Any movie that contains the line “Vicky felt as though someone faceless was making love to her in bright flashing colors that were changing from one second to the next.” can't be dismissed. Full disclosure: much of this film's strangeness might not have been intentional - a lab fire and other mishaps resulted in half the footage being lost, leaving the story (about someone knocking off family members for an inheritance) a bit muddled, to put it gently. Come for the narrator who explains potential plot holes by claiming that he read every character's diaries, stay for the dude who is swiftly beheaded by the light tapping of an axe.


The killer in Sledgehammer does indeed have a sledgehammer, but he uses a knife for most of his kills. And yet, that's the LEAST weird thing about this shot on video gem from the '80s, which abuses the concept of slow-motion so much that even Zack Snyder would be offended.

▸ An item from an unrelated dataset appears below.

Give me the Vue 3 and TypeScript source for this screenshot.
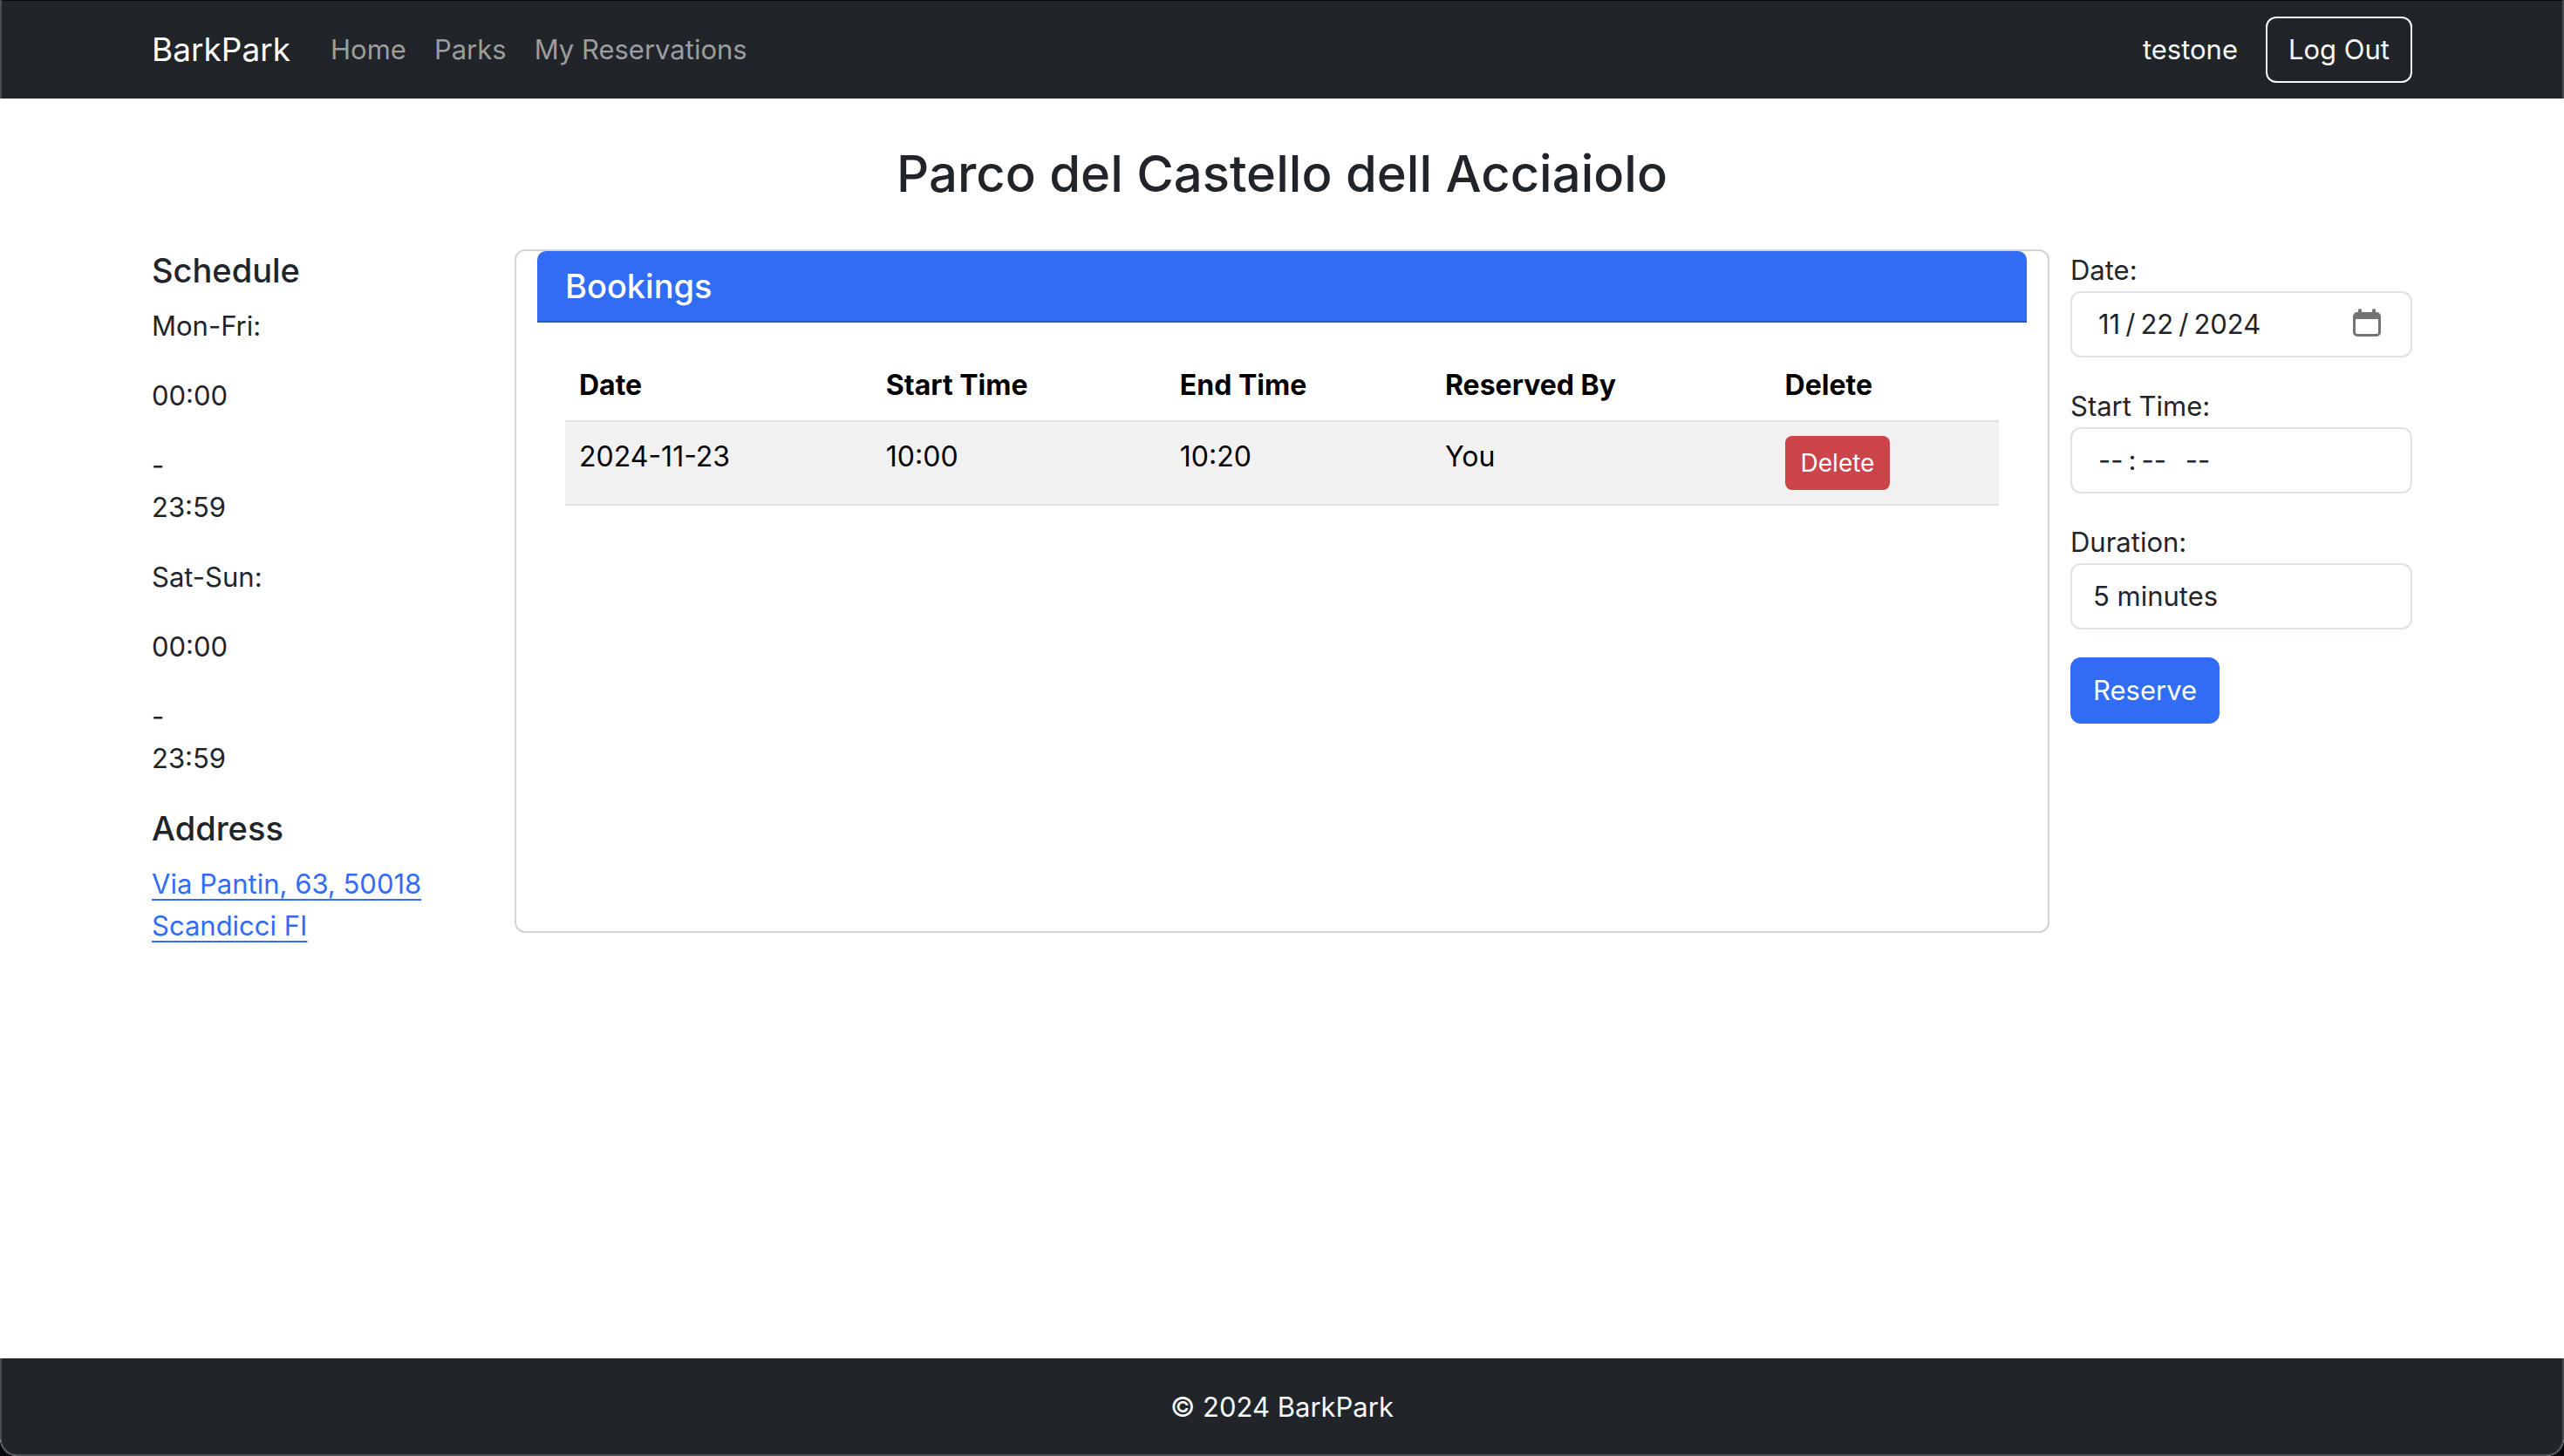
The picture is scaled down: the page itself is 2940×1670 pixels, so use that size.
<script setup lang="ts">
import { ref } from 'vue'

interface Booking {
  id: number
  date: string
  start: string
  end: string
  reservedBy: string
}

const navLinks = ['Home', 'Parks', 'My Reservations']
const schedule = [
  { days: 'Mon-Fri:', open: '00:00', close: '23:59' },
  { days: 'Sat-Sun:', open: '00:00', close: '23:59' },
]
const durations = [5, 10, 15, 20, 30, 60]

const bookings = ref<Booking[]>([
  { id: 1, date: '2024-11-23', start: '10:00', end: '10:20', reservedBy: 'You' },
])
const date = ref('2024-11-22')
const startTime = ref('')
const duration = ref(5)

function removeBooking(id: number) {
  bookings.value = bookings.value.filter((b) => b.id !== id)
}
</script>

<template>
  <div class="page">
    <header class="navbar">
      <div class="container nav-inner">
        <a class="brand" href="#">BarkPark</a>
        <nav class="nav-links">
          <a v-for="link in navLinks" :key="link" class="nav-link" href="#">{{ link }}</a>
        </nav>
        <span class="user">testone</span>
        <button class="btn btn-outline" type="button">Log Out</button>
      </div>
    </header>

    <main class="container main">
      <h1 class="title">Parco del Castello dell Acciaiolo</h1>
      <div class="row">
        <aside class="side">
          <h2 class="heading">Schedule</h2>
          <template v-for="slot in schedule" :key="slot.days">
            <p>{{ slot.days }}</p>
            <p>{{ slot.open }}</p>
            <p>-<br />{{ slot.close }}</p>
          </template>
          <h2 class="heading">Address</h2>
          <a class="address" href="#">Via Pantin, 63, 50018 Scandicci FI</a>
        </aside>

        <section class="card">
          <h2 class="card-header">Bookings</h2>
          <div class="card-body">
            <table>
              <colgroup>
                <col class="c-date" />
                <col class="c-start" />
                <col class="c-end" />
                <col class="c-by" />
                <col />
              </colgroup>
              <thead>
                <tr>
                  <th scope="col">Date</th>
                  <th scope="col">Start Time</th>
                  <th scope="col">End Time</th>
                  <th scope="col">Reserved By</th>
                  <th scope="col">Delete</th>
                </tr>
              </thead>
              <tbody>
                <tr v-for="b in bookings" :key="b.id">
                  <td>{{ b.date }}</td>
                  <td>{{ b.start }}</td>
                  <td>{{ b.end }}</td>
                  <td>{{ b.reservedBy }}</td>
                  <td>
                    <button class="btn-delete" type="button" @click="removeBooking(b.id)">Delete</button>
                  </td>
                </tr>
              </tbody>
            </table>
          </div>
        </section>

        <form class="side" @submit.prevent>
          <div class="field">
            <label for="date">Date:</label>
            <div class="date-wrap">
              <input id="date" v-model="date" class="control" type="date" />
              <svg class="calendar" viewBox="0 0 32 32" aria-hidden="true">
                <path
                  fill="#737376"
                  fill-rule="evenodd"
                  d="M6 2a2 2 0 0 1 4 0V4h12V2a2 2 0 0 1 4 0V4h1a5 5 0 0 1 5 5v18a5 5 0 0 1-5 5H5a5 5 0 0 1-5-5V9a5 5 0 0 1 5-5h1zM3 12v15a2 2 0 0 0 2 2h22a2 2 0 0 0 2-2V12z"
                />
              </svg>
            </div>
          </div>
          <div class="field">
            <label for="start">Start Time:</label>
            <input id="start" v-model="startTime" class="control" type="time" />
          </div>
          <div class="field">
            <label for="duration">Duration:</label>
            <select id="duration" v-model="duration" class="control">
              <option v-for="d in durations" :key="d" :value="d">{{ d }} minutes</option>
            </select>
          </div>
          <button class="btn btn-primary" type="submit">Reserve</button>
        </form>
      </div>
    </main>

    <footer class="footer">© 2024 BarkPark</footer>
  </div>
</template>

<style>
body {
  background: #05070d;
}
</style>

<style scoped>
.page,
.page * {
  box-sizing: border-box;
}
.page {
  display: flex;
  flex-direction: column;
  min-height: 100vh;
  overflow: hidden;
  border-radius: 0 0 20px 20px;
  background: #fff;
  color: #212529;
  font-family: Inter, 'Liberation Sans', sans-serif;
  font-size: 31px;
  line-height: 48px;
}
h1,
h2,
p {
  margin: 0;
}
.container {
  width: 100%;
  max-width: 2640px;
  margin: 0 auto;
  padding: 0 24px;
}
.navbar {
  padding-top: 1px;
  border: 2px solid #4b4e51;
  border-width: 0 2px;
  background: #212529;
  box-shadow: inset 0 1px #0b0c0e;
}
.nav-inner {
  display: flex;
  align-items: center;
  height: 112px;
}
.brand {
  margin-right: 32px;
  color: #fff;
  font-size: 37px;
  text-decoration: none;
}
.nav-links {
  display: flex;
  flex: 1;
}
.nav-link {
  padding: 16px;
  color: #9b9d9e;
  text-decoration: none;
}
.nav-link:first-child {
  padding-left: 14px;
}
.user {
  margin-right: 32px;
  color: #f8f9fa;
}
.btn {
  height: 76px;
  padding: 0 24px;
  border: 2px solid;
  border-radius: 12px;
  font: inherit;
}
.btn-outline {
  border-color: #f8f9fa;
  background: transparent;
  color: #f8f9fa;
}
.btn-primary {
  border-color: #316cf4;
  background: #316cf4;
  color: #fff;
}
.main {
  flex: 1;
}
.title {
  margin: 48px 0;
  font-size: 58px;
  font-weight: 500;
  line-height: 77px;
  text-align: center;
}
.row {
  display: grid;
  grid-template-columns: 2fr 8fr 2fr;
  align-items: start;
  margin: 0 -24px;
}
.side {
  min-width: 0;
  padding: 0 24px;
}
.side p {
  margin-bottom: 32px;
}
.heading {
  margin-bottom: 16px;
  font-size: 38px;
  font-weight: 500;
}
.address {
  color: #316cf4;
  text-underline-offset: 6px;
  text-decoration-thickness: 2px;
}
.card {
  min-height: 784px;
  padding: 0 24px;
  border: 2px solid #d2d3d3;
  border-radius: 12px;
}
.card-header {
  padding: 16px 32px;
  border-bottom: 2px solid #2b59c4;
  border-radius: 10px 10px 0 0;
  background: #316cf4;
  color: #fff;
  font-size: 38px;
  font-weight: 500;
}
.card-body {
  padding: 32px;
}
table {
  width: 100%;
  table-layout: fixed;
  border-collapse: separate;
  border-spacing: 0;
  color: #000;
  font-size: 32px;
}
.c-date {
  width: 21.4%;
}
.c-start {
  width: 20.5%;
}
.c-end {
  width: 18.5%;
}
.c-by {
  width: 23.7%;
}
th,
td {
  padding: 16px;
  border-bottom: 2px solid #dee2e6;
  text-align: left;
  vertical-align: top;
}
th {
  font-weight: 700;
}
td {
  background: #f1f1f1;
}
.btn-delete {
  display: block;
  height: 62px;
  padding: 0 18px;
  border: 0;
  border-radius: 8px;
  background: #cb444a;
  color: #fff;
  font: inherit;
  font-size: 28px;
}
.field {
  display: flex;
  flex-direction: column;
  margin-bottom: 32px;
}
.date-wrap {
  position: relative;
}
.control {
  display: block;
  width: 100%;
  height: 76px;
  padding: 12px 24px;
  border: 2px solid #dee2e6;
  border-radius: 12px;
  background: #fff;
  color: #212529;
  font: inherit;
  appearance: none;
}
.control::-webkit-datetime-edit {
  padding: 0 4px;
}
.control::-webkit-datetime-edit-fields-wrapper {
  padding: 0;
}
.control::-webkit-datetime-edit-text {
  padding: 0 4px;
}
.control::-webkit-datetime-edit-month-field,
.control::-webkit-datetime-edit-day-field,
.control::-webkit-datetime-edit-year-field,
.control::-webkit-datetime-edit-hour-field,
.control::-webkit-datetime-edit-minute-field {
  padding: 0 2px;
}
.control::-webkit-datetime-edit-ampm-field {
  padding: 0 2px 0 6px;
}
.control::-webkit-calendar-picker-indicator {
  width: 32px;
  height: 32px;
  opacity: 0;
}
.calendar {
  position: absolute;
  top: 20px;
  right: 36px;
  width: 32px;
  height: 32px;
  pointer-events: none;
}
.footer {
  padding: 32px 32px 30px;
  border: 2px solid #4b4e51;
  border-top: 0;
  border-radius: 0 0 20px 20px;
  background: #212529;
  color: #f8f9fa;
  text-align: center;
}
</style>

No matter how mundane the action is, the editor apparently was under strict orders to slow down the footage every five minutes or so, and thus we get slow motion shots of sex/violence AND people wandering through a field or plugging in an appliance in equal measure. It also features the longest establishing shot in movie history, so there's something. For "so bad it's good" fans who enjoy having their brain broken every few minutes, Sledgehammer is a damn near perfect option.

Slumber Party Massacre II

Like Don't Go In The Woods, this is often dubbed a slasher musical, though that's not entirely accurate. The killer is just some rockabilly psycho who bursts into song every now and then, and his intended victims are in a girl band, but it doesn't really fit the mold of a "musical" any more than Coyote Ugly does. It also has a character flashing back to events in the first film that she wasn't there to see, and a meal of corn dogs and champagne. All this, and the movie's only 75 minutes long!

To Sir With Love

Korea also took a break from ghosts to offer this solid revenge-driven slasher that is also known as Bloody Reunion. The killer alone sets it apart from many others - his mask is that of a deranged bunny rabbit, but what it offers is a series of flashbacks (think Lost) that fill in the backstory of these characters. Since the main problem with many entries in the sub-genre is that the protagonists are paper-thin and given a single trait each (the jock, the nerd, etc), it's refreshing to see one that found a way around that problem without slowing the movie down too much. It also cribs a twist from a polarizing horror film (to say which one would be a spoiler) but does a much better job of implementing it, so well done!

I want to hear from you guys - what are some of the more out there slasher films you've seen? And do you think that any of these are too far removed from tradition to still be grouped with Ghostface and the rest?